No deja de ser contradictorio el hecho de querer estabilidad aceptando un trabajo en el lugar más inestable del mundo. Tanto es así que el mundo ha dado una vuelta completa y aquel cooperante de ONG se encuentra con el ejecutivo de las Naciones Unidas en el que se ha transformado a través de un hombre que conoció en el pasado y que resulta ser el secuestrador del ingeniero que él quiere salvar. Sí, el mundo ha dado una vuelta completa y, a lo mejor, hay que rastrear el camino que ha seguido para que conozca de verdad a los hombres que lo han habitado en el mismo lugar hace bastante tiempo.

Hay una gran virtud que adorna esta película y es la dirección medida y cuidada de Esteban Crespo, con una producción nítida, sin miedo a las escenas de acción, con mimo y cuidado. Por otro lado, también se echa de menos un poco más de afinación en ese tercio final que resulta desangelado y previsible, algo tramposo y, quizá, reiterativo. Sin embargo, es el defecto justo para no despreciar la película en su conjunto, con trabajos competentes y elogiables de Raúl Arévalo y Candela Peña y una excelente fotografía, llena de detalles y nitidez, a cargo de Ángel Amorós.

Y es que la mano de occidente corrompe todo lo que roza.

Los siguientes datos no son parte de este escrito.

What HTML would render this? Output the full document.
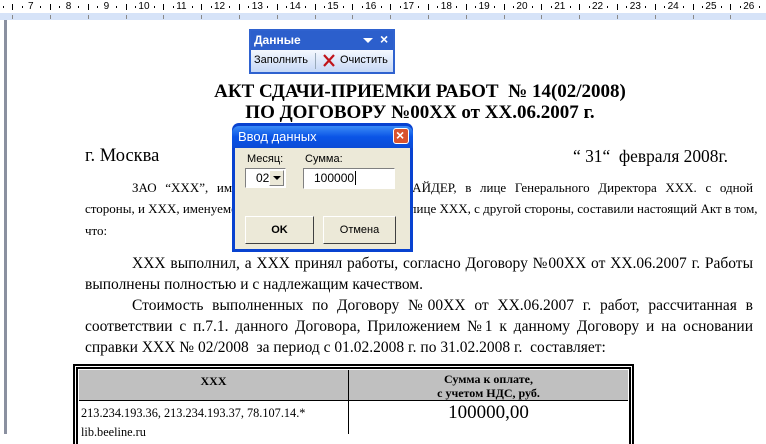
<!DOCTYPE html>
<html><head><meta charset="utf-8"><style>
*{margin:0;padding:0;box-sizing:border-box}
body{width:766px;height:434px;overflow:hidden;background:#fff;position:relative;font-family:"Liberation Serif",serif;color:#000}
.a{position:absolute;white-space:nowrap}
.ruler{position:absolute;left:0;top:0;width:766px;height:20px;background:#fff;border-bottom:7px solid #d6e3f8}
.rn{position:absolute;top:1px;font:10px "Liberation Sans",sans-serif;color:#000}
.t{font-weight:bold;font-size:19px;left:120px;width:600px;text-align:center}
.s{font-size:13px}
.m{font-size:15.5px}
.just{text-align:justify;text-align-last:justify;display:block}
.sans{font-family:"Liberation Sans",sans-serif}
</style></head><body>
<div class="ruler"></div>
<div id="rn"></div>
<div class="a" style="left:4px;top:20px;width:3px;height:414px;background:#8a90a0"></div>

<div class="a t" style="top:81px">АКТ СДАЧИ-ПРИЕМКИ РАБОТ&nbsp; № 14(02/2008)</div>
<div class="a t" style="top:102px">ПО ДОГОВОРУ №00ХХ от ХХ.06.2007 г.</div>
<div class="a" style="left:85px;top:146px;font-size:18.5px">г. Москва</div>
<div class="a" style="left:573px;top:146px;font-size:17.4px">“ 31“&nbsp; февраля 2008г.</div>

<div class="a s just" style="left:132px;top:180px;width:621px;white-space:normal">ЗАО “ХХХ”, именуемое в дальнейшем ПРОВАЙДЕР, в лице Генерального Директора ХХХ. с одной</div>
<div class="a s just" style="left:85px;top:201px;width:668px">стороны, и ХХХ, именуемое в дальнейшем ЗАКАЗЧИК, в лице ХХХ, с другой стороны, составили настоящий Акт в том,</div>
<div class="a s" style="left:85px;top:223px">что:</div>

<div class="a m just" style="left:132px;top:255px;width:621px">ХХХ выполнил, а ХХХ принял работы, согласно Договору №00ХХ от ХХ.06.2007 г. Работы</div>
<div class="a m" style="left:85px;top:276px">выполнены полностью и с надлежащим качеством.</div>
<div class="a m just" style="left:132px;top:297px;width:621px">Стоимость выполненных по Договору №00ХХ от ХХ.06.2007 г. работ, рассчитанная в</div>
<div class="a m just" style="left:85px;top:318px;width:668px">соответствии с п.7.1. данного Договора, Приложением №1 к данному Договору и на основании</div>
<div class="a m" style="left:85px;top:339px">справки ХХХ № 02/2008&nbsp; за период с 01.02.2008 г. по 31.02.2008 г.&nbsp; составляет:</div>

<!-- table -->
<div class="a" style="left:73px;top:364px;width:561px;height:80px;border:4px double #000;border-width:5px 5px 0 5px"></div>
<div class="a" style="left:79px;top:370px;width:549px;height:31px;background:#c0c0c0;border-bottom:1px solid #000"></div>
<div class="a" style="left:348px;top:370px;width:1px;height:64px;background:#000"></div>
<div class="a" style="left:79px;top:374px;width:269px;text-align:center;font-size:12px;font-weight:bold">ХХХ</div>
<div class="a" style="left:349px;top:372px;width:279px;text-align:center;font-size:12px;font-weight:bold;line-height:14px">Сумма к оплате,<br>с учетом НДС, руб.</div>
<div class="a" style="left:81px;top:404px;font-size:12.3px;line-height:19px">213.234.193.36, 213.234.193.37, 78.107.14.*<br>lib.beeline.ru</div>
<div class="a" style="left:349px;top:402px;width:279px;text-align:center;font-size:19px">100000,00</div>

<!-- toolbar -->
<div class="a" style="left:249px;top:29px;width:146px;height:45px;background:#3a6fd8;border:2px solid #2f62cf"></div>
<div class="a" style="left:251px;top:31px;width:142px;height:19px;background:#2c5fcc"></div>
<div class="a sans" style="left:254px;top:33px;font-size:12px;font-weight:bold;color:#fff">Данные</div>
<div class="a" style="left:363px;top:38px;width:0;height:0;border-left:5px solid transparent;border-right:5px solid transparent;border-top:5px solid #fff"></div>
<div class="a sans" style="left:380px;top:31px;font-size:14px;font-weight:bold;color:#fff">×</div>
<div class="a" style="left:251px;top:50px;width:142px;height:22px;background:linear-gradient(#f4f8fe,#c6d8f6)"></div>
<div class="a sans" style="left:254px;top:54px;font-size:11px">Заполнить</div>
<div class="a" style="left:315px;top:53px;width:1px;height:16px;background:#9ab"></div>
<svg class="a" style="left:322px;top:53px" width="14" height="15"><path d="M2 2 L12 13 M12 2 L2 13" stroke="#c0141a" stroke-width="2.2"/></svg>
<div class="a sans" style="left:340px;top:54px;font-size:11px">Очистить</div>

<!-- dialog -->
<div class="a" style="left:232px;top:123px;width:181px;height:129px;background:#0842d0;border-radius:7px 7px 0 0"></div>
<div class="a" style="left:232px;top:126px;width:181px;height:22px;background:linear-gradient(#3b8cf7,#0a54e6 50%,#0b4bd6);border-radius:7px 7px 0 0"></div>
<div class="a sans" style="left:238px;top:129px;font-size:13px;color:#fff">Ввод данных</div>
<div class="a" style="left:393px;top:128px;width:16px;height:16px;background:#d9532e;border:1px solid #fff;border-radius:3px"></div>
<div class="a sans" style="left:396px;top:127px;font-size:14px;font-weight:bold;color:#fff">×</div>
<div class="a" style="left:235px;top:148px;width:175px;height:101px;background:#ece9d8"></div>
<div class="a sans" style="left:247px;top:153px;font-size:11px">Месяц:</div>
<div class="a sans" style="left:305px;top:153px;font-size:11px">Сумма:</div>
<div class="a" style="left:245px;top:168px;width:41px;height:20px;background:#fff;border:1px solid;border-color:#808080 #fff #fff #808080"></div>
<div class="a sans" style="left:256px;top:171px;font-size:12px">02</div>
<div class="a" style="left:269px;top:170px;width:15px;height:16px;background:#ece9d8;border:1px solid;border-color:#fff #808080 #808080 #fff"></div>
<div class="a" style="left:273px;top:176px;border-left:4px solid transparent;border-right:4px solid transparent;border-top:4px solid #000"></div>
<div class="a" style="left:303px;top:168px;width:92px;height:21px;background:#fff;border:1px solid;border-color:#808080 #fff #fff #808080"></div>
<div class="a sans" style="left:314px;top:171px;font-size:12px">100000<span style="border-left:1px solid #000;margin-left:1px"></span></div>
<div class="a sans" style="left:245px;top:216px;width:69px;height:28px;border:1px solid;border-color:#fff #404040 #404040 #fff;background:#ece9d8;text-align:center;font-size:11px;font-weight:bold;line-height:26px">OK</div>
<div class="a sans" style="left:323px;top:216px;width:73px;height:28px;border:1px solid;border-color:#fff #404040 #404040 #fff;background:#ece9d8;text-align:center;font-size:11px;line-height:26px">Отмена</div>

<script>
var r=document.getElementById('rn'),h='';
for(var n=6;n<=27;n++){var x=31+(n-7)*37.8;
h+='<div class="rn" style="left:'+(x-(n>9?6:3))+'px">'+n+'</div>';
[9.45,18.9,28.35].forEach(function(d){var xx=x+d;h+='<div class="a" style="left:'+xx+'px;top:'+(d==18.9?4:6)+'px;width:1px;height:'+(d==18.9?6:2)+'px;background:#000"></div>';});
h+='<div class="a" style="left:'+(x+18.9)+'px;top:15px;width:1px;height:4px;background:#888"></div>';}
r.innerHTML=h;
</script>
</body></html>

Los países que tratan de entrar en el desarrollo después de sufrir el colonialismo absorben todo lo que puede ser de ayuda para convertirse en una pieza más de corrupción de sus propios dirigentes. Nadie quiere perder el negocio de un país empobrecido y todos tratan de empujar hacia su propio beneficio. Allí están los políticos locales, las empresas multinacionales, los intereses de potencias extranjeras. Mientras, el país se desangra. La gente, que posee sus coches y sus casas en ciudades perfectamente asfaltadas, mira hacia otro lado, tranquilizando sus conciencias con donaciones que casi nunca llegan a su destino. Y es entonces cuando surge la rabia, la impotencia, la compasión y la mirada al cielo en busca de respuestas que nunca llegan.